The Jaw-Dropping Scale of This 210-Acre Woodland Landscape
Two hundred and ten acres sounds like a big number on paper, and it feels even bigger once you are actually standing in the middle of it. The gardens sit on a wooded peninsula that stretches 1.25 miles into Lake Hamilton, which means water views appear from multiple angles as you move through the property.
Owned by the University of Arkansas, the gardens blend cultivated beauty with natural Ouachita Mountain forest in a way that feels intentional but never forced. Ash, hickory, oak, and pine trees tower overhead while carefully curated garden beds sit at eye level, creating a layered visual experience that changes with every few steps.
Most visitors spend between two and three hours here, and many still do not see everything. The sheer variety of landscapes packed into one property is genuinely impressive.
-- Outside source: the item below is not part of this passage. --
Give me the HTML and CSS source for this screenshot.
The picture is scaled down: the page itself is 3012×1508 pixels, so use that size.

From open lawns to dense forest corridors to lakeside terraces, each section of the garden feels like its own world waiting to be explored.
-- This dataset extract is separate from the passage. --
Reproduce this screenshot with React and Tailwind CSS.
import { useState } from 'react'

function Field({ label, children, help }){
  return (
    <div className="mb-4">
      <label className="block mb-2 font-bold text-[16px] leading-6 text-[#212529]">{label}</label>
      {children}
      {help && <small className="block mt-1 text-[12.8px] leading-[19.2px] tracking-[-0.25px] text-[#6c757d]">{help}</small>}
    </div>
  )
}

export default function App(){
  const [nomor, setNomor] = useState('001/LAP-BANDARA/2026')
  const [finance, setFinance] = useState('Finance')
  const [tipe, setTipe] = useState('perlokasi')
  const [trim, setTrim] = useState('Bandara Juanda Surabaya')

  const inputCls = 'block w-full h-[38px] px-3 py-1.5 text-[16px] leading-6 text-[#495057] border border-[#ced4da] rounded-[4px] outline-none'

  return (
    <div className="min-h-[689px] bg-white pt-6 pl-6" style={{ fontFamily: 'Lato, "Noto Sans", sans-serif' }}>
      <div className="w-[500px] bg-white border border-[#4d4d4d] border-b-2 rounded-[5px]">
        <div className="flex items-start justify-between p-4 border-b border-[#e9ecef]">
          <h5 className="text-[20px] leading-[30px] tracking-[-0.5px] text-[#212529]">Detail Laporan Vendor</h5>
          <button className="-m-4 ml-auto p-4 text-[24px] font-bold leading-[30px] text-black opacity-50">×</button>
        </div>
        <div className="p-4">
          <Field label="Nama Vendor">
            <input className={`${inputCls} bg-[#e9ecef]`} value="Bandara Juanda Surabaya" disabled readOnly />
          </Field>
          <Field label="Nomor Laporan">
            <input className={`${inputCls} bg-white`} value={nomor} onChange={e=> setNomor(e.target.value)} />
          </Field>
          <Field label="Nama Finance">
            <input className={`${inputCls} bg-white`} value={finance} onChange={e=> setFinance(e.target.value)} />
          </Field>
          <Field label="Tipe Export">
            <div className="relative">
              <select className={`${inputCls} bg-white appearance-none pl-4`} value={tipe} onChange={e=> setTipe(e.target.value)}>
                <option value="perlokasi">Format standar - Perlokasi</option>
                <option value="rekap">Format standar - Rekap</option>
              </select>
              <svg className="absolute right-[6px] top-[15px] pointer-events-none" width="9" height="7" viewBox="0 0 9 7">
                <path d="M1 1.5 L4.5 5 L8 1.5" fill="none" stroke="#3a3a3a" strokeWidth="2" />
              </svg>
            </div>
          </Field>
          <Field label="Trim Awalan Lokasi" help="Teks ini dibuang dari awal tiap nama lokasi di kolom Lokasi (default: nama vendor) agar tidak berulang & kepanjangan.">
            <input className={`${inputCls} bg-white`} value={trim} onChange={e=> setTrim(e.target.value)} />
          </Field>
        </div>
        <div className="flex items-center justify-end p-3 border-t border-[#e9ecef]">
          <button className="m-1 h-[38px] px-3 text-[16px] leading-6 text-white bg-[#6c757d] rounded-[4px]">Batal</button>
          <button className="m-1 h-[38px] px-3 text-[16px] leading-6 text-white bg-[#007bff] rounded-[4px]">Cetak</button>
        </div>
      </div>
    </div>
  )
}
The Wooded Trails That Make Every Walk Feel Like a Discovery
More than three miles of trails crisscross the property, covering everything from flat paved walkways to gravel paths to stone staircases that climb through rocky terrain. The variety keeps things interesting, and no two stretches of trail feel identical.
One of the standout features is the Millsap Canopy Bridge, a walkway that sits two full stories above the forest floor. From up there, you look down at cascading water, fern beds, rhododendrons, and hydrangeas in a way that completely reframes how you see the garden below.
The Hixson Family Nature Preserve offers a quieter, more contemplative experience with interpretive signs that explain the local ecosystem as you walk. Many of the main paths are ADA accessible, and the golf cart tours cover areas that would be difficult for some visitors to reach on foot.
Comfortable shoes are a must, and arriving early on weekdays tends to mean fewer crowds and a more peaceful experience overall.
Seasonal Blooms That Transform the Garden All Year Long
One of the things that keeps people coming back season after season is the fact that the garden never looks the same twice. Each time of year brings a completely different palette, and the transitions between seasons are just as beautiful as the peak moments themselves.
Winter brings Japanese camellias, early daffodils, and winter-flowering bulbs that offer surprising color against bare branches. Spring is the most dramatic season, with thousands of crocuses, hyacinths, and over 150,000 Dutch tulips transforming the landscape into something almost unreal.
Summer settles into lush greenery punctuated by daylilies, hydrangeas, and various perennials. Autumn then delivers rich foliage color across the entire 210-acre property.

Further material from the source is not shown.